The AGA created the executive committee on the screening continuum to develop eight evidence-based statements, which recently were published in Gastroenterology.

They are:

  • The AGA supports the development of a national approach to CRC screening to offer accessibility to all people in the U.S. to eliminate suffering and death from CRC;
  • Randomized controlled trials, observational clinical studies and modeling studies have provided strong evidence that increased CRC screening will decrease the incidence of CRC and mortality;
  • A screening program should include both colonoscopy and noninvasive screening options, patient education, outreach and navigation support;
  • The full cost of CRC screening should be covered by payers without cost-sharing, as co-pays and deductibles are barriers to screening and may contribute to socioeconomic disparities;
  • Payers should cover screening with high-quality colonoscopy without cost-sharing, consistent with the Affordable Care Act.

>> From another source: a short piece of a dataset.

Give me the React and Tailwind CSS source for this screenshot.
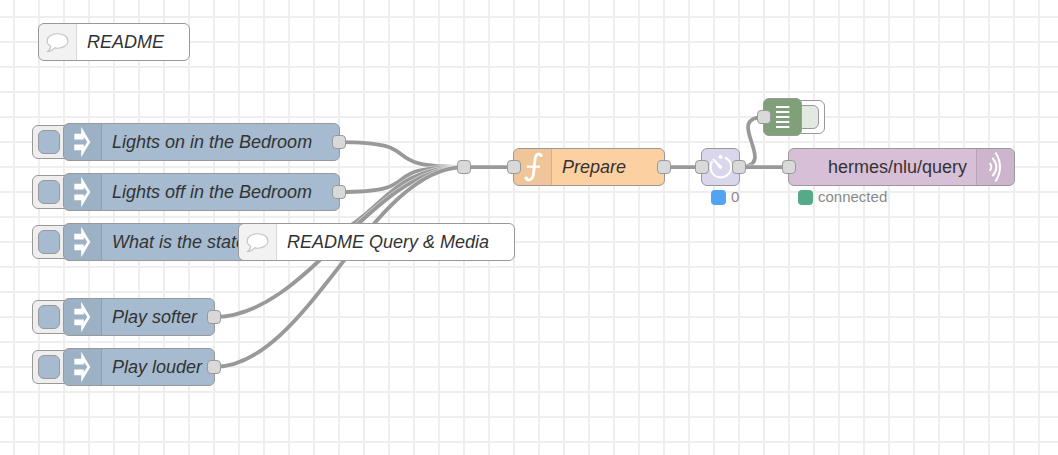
const NODE_COLORS = {
  inject: 'bg-[#a6bbcf]',
  comment: 'bg-white',
  func: 'bg-[#fdd0a2]',
  delay: 'bg-[#dad6ec]',
  debug: 'bg-[#87a980]',
  mqtt: 'bg-[#d8bfd8]',
};

function InjectIcon() {
  return (
    <svg viewBox="0 0 37 36" className="h-9 w-full" fill="white" aria-hidden="true">
      <path d="M10.3 9.700H17.2V2.700L26.300 18L17.2 33.300V26.300H10.3V20.600H19.800V22.900L23.400 18L19.800 13.100V15.400H10.3Z" />
    </svg>
  );
}

function CommentIcon() {
  return (
    <svg viewBox="0 0 37 36" className="h-9 w-full" fill="white" stroke="#c4c4c4" strokeWidth="1.1" strokeLinejoin="round" aria-hidden="true">
      <path d="M18.500 9.800C24.500 9.800 29 12.800 29 16.900C29 20.900 24.500 24.200 18.500 24.200C17.500 24.200 16.500 24.100 15.500 23.900C14 26 11.500 27.300 8.200 27.800C10.600 26.500 11.500 25 11.800 22.400C9.500 21 8.200 19 8.200 16.900C8.200 12.800 12.500 9.800 18.500 9.800Z" />
    </svg>
  );
}

function FunctionIcon() {
  return (
    <svg viewBox="0 0 37 36" className="h-9 w-full" fill="none" stroke="white" aria-hidden="true">
      <path d="M27 6.500C26.500 4.600 22.200 4 21.200 9C20.600 13 20.200 22 19 27C17.800 31.800 12.700 31.700 12.200 29" strokeWidth="2.8" />
      <path d="M12.700 17.700H26" strokeWidth="2.2" />
      <circle cx="27" cy="6.500" r="1.600" fill="white" stroke="none" />
      <circle cx="12.300" cy="29.200" r="1.700" fill="white" stroke="none" />
    </svg>
  );
}

function DelayIcon() {
  return (
    <svg viewBox="0 0 37 36" className="h-9 w-full" fill="none" stroke="white" strokeWidth="1.900" aria-hidden="true">
      <path d="M22.800 8.400A10.400 10.400 0 1 1 10.400 12" />
      <circle cx="18.500" cy="8" r="2" fill="white" stroke="none" />
      <path d="M10.300 10.300L11.500 9.500L19.800 16.900A1.700 1.700 0 1 1 17.300 19.200Z" fill="white" stroke="none" />
    </svg>
  );
}

function DebugIcon() {
  return (
    <svg viewBox="0 0 37 36" className="h-9 w-full" stroke="white" strokeWidth="2.100" aria-hidden="true">
      <path d="M12 8h13.300M12 13h13.300M12 18h13.300M12 23h13.300M12 28h13.300" />
    </svg>
  );
}

function BridgeIcon() {
  return (
    <svg viewBox="0 0 37 36" className="h-9 w-full" fill="none" stroke="white" strokeWidth="2" aria-hidden="true">
      <path d="M12.800 14Q15.800 18 12.800 22M15.300 8.800Q23.500 18 15.300 27.200M18.500 3.500Q27.500 18 18.500 32.500" />
    </svg>
  );
}

function Port({ side }) {
  const edge = side === 'in' ? '-left-[7px]' : '-right-[7px]';
  return (
    <span className={`absolute top-[11px] ${edge} size-[14px] rounded-[4px] border border-[#999] bg-[#d9d9d9]`} />
  );
}

function IconCell({ children, side = 'left' }) {
  const rule = side === 'left' ? 'border-r rounded-l-[5px]' : 'border-l rounded-r-[5px]';
  return (
    <span className={`flex w-[38px] shrink-0 items-center border-black/10 bg-black/5 ${rule}`}>
      {children}
    </span>
  );
}

function Node({ place, color, children }) {
  return (
    <div className={`absolute flex h-[38px] rounded-[6px] border border-[#999] ${color} ${place}`}>
      {children}
    </div>
  );
}

function Label({ children }) {
  return <span className="self-center pl-[10px] text-[18px] leading-6 whitespace-nowrap text-[#333] italic">{children}</span>;
}

function InjectNode({ place, width, label }) {
  return (
    <div className={`absolute ${place}`}>
      <button
        type="button"
        aria-label={`Inject ${label}`}
        className="mt-0.5 flex h-[34px] w-10 rounded-[6px] border border-[#999] bg-[#eee] px-[5px] py-1"
      >
        <span className="h-6 w-[22px] rounded-[6px] border border-[#999] bg-[#a6bbcf]" />
      </button>
      <Node place={`top-0 left-[31px] ${width}`} color={NODE_COLORS.inject}>
        <IconCell><InjectIcon /></IconCell>
        <Label>{label}</Label>
        <Port side="out" />
      </Node>
    </div>
  );
}

function CommentNode({ place, label }) {
  return (
    <Node place={place} color={NODE_COLORS.comment}>
      <IconCell><CommentIcon /></IconCell>
      <Label>{label}</Label>
    </Node>
  );
}

function Status({ place, color, children }) {
  return (
    <div className={`absolute flex items-center gap-[5px] text-[15px] leading-5 text-[#888] ${place}`}>
      <span className={`size-[15px] rounded-[4px] ${color}`} />
      {children}
    </div>
  );
}

const WIRES = [
  'M339 142C433 142 370 167 464 167',
  'M339 192C433 192 370 167 464 167',
  'M289 242C383 242 370 167 464 167',
  'M214 317C308 317 370 167 464 167',
  'M214 367C308 367 370 167 464 167',
  'M464 167H514',
  'M664 167H701',
  'M739 167C781 167 722 117 764 117',
  'M739 167H789',
];

function Wires() {
  return (
    <svg className="pointer-events-none absolute top-0 left-0 h-full w-full" fill="none" aria-hidden="true">
      {WIRES.map((d) => (
        <g key={d}>
          <path d={d} stroke="white" strokeOpacity="0.6" strokeWidth="5" />
          <path d={d} stroke="#999" strokeWidth="3.75" />
        </g>
      ))}
    </svg>
  );
}

export default function App() {
  return (
    <main className="relative min-h-screen w-full overflow-hidden bg-white bg-[linear-gradient(to_right,#eee_2px,transparent_2px),linear-gradient(to_bottom,#eee_2px,transparent_2px)] bg-[size:25px_25px] bg-[position:13px_16px] font-['Liberation_Sans',Arial,sans-serif]">
      <Wires />

      <CommentNode place="top-[23px] left-[38px] w-[152px]" label="README" />

      <InjectNode place="top-[123px] left-[32px]" width="w-[277px]" label="Lights on in the Bedroom" />
      <InjectNode place="top-[173px] left-[32px]" width="w-[277px]" label="Lights off in the Bedroom" />
      <InjectNode place="top-[223px] left-[32px]" width="w-[227px]" label="What is the state" />
      <InjectNode place="top-[298px] left-[32px]" width="w-[152px]" label="Play softer" />
      <InjectNode place="top-[348px] left-[32px]" width="w-[152px]" label="Play louder" />

      <CommentNode place="top-[223px] left-[238px] w-[277px]" label="README Query & Media" />

      <span className="absolute top-[160px] left-[457px] size-[14px] rounded-[4px] border border-[#999] bg-[#d9d9d9]" />

      <Node place="top-[148px] left-[513px] w-[152px]" color={NODE_COLORS.func}>
        <IconCell><FunctionIcon /></IconCell>
        <Label>Prepare</Label>
        <Port side="in" />
        <Port side="out" />
      </Node>

      <Node place="top-[148px] left-[701px] w-[39px]" color={NODE_COLORS.delay}>
        <DelayIcon />
        <Port side="in" />
        <Port side="out" />
      </Node>
      <Status place="top-[187px] left-[711px]" color="bg-[#53a3f3]">0</Status>

      <button
        type="button"
        aria-label="Toggle debug output"
        className="absolute top-[100px] left-[785px] flex h-[34px] w-10 justify-end rounded-[6px] border border-[#999] bg-white px-[5px] py-1"
      >
        <span className="h-6 w-[22px] rounded-[6px] border border-[#999] bg-[#e2e9e0]" />
      </button>
      <Node place="top-[98px] left-[763px] w-[39px]" color={NODE_COLORS.debug}>
        <span className="flex w-full items-center rounded-[5px] bg-black/5"><DebugIcon /></span>
        <Port side="in" />
      </Node>

      <Node place="top-[148px] left-[788px] w-[227px]" color={NODE_COLORS.mqtt}>
        <span className="flex-1 self-center pr-[9px] text-right text-[18px] leading-6 text-[#333]">hermes/nlu/query</span>
        <IconCell side="right"><BridgeIcon /></IconCell>
        <Port side="in" />
      </Node>
      <Status place="top-[187px] left-[798px]" color="bg-[#55aa88]">connected</Status>
    </main>
  );
}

Costs include bowel preparation, facility and professional fees, anesthesia, and pathology;
  • Noninvasive colorectal screening should be considered as a program with multiple steps, each of which, including follow-up colonoscopy if the test is positive, should be covered by payers without cost-sharing;
  • The AGA supports expansion of the screening continuum to include follow-up of patients with high-risk adenomas or advanced sessile serrated lesions; and
  • The AGA, along with a coalition of stakeholders, aims to create a national resource to manage population health with a focus on providing high-quality CRC screening and eliminating screening barriers.

“Working with employers, payers and government, the AGA hopes to create a national approach to enable everyone to participate in CRC screening programs without barriers,” Lieberman and colleagues wrote.